George Hubbard Blakeslee (1871-1954) taught history and international relations at Clark University from 1903 until his retirement in 1943. Dr. Blakeslee created and edited the first journal devoted to the study of international relations: the Journal of Race Development (it was later renamed the Journal of International Relations and in 1922 it merged with Foreign Affairs). He also founded at Clark University in 1909 a pioneering series of conferences about international relations. Because Dr. Blakeslee was a leader in the academic study of international relations, he was a longtime advisor for the State Department, both while he was teaching at Clark and after he was named emeritus professor.
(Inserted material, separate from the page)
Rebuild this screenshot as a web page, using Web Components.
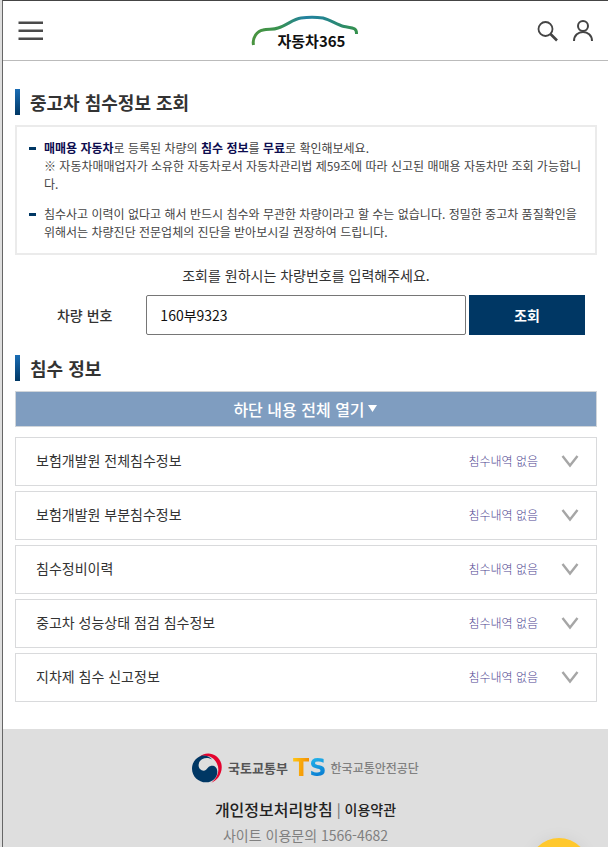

Dr. Blakeslee's family donated the collection and its literary rights to the university in 1971. The papers occupy about nine linear feet of shelf space. The collection includes his pamphlets, addresses, letters, scrapbooks, and reports. The collection deals with both his university and diplomatic activity and covers the period from 1888 to 1962.

Although this collection contains no official correspondence between Dr. Blakeslee and the State Department, there remains much material of great historical interest. Among other things, this includes material concerning the Washington Disarmament Conference of 1921, the Lytton Commission of 1931-32, and the post-World War II Far East Commission. It also includes information about Clark conferences concerning China and Latin America; American relations with Japan, China, and Russia; post-World War II issues; problems concerning the Philippines, Australia, and the Mandated Islands.

Additional material in the Clark University Archives related to Blakeslee can be found in the papers of Presidents Hall, Atwood, and Jefferson, Professor Dwight Lee's papers, and the photo collection.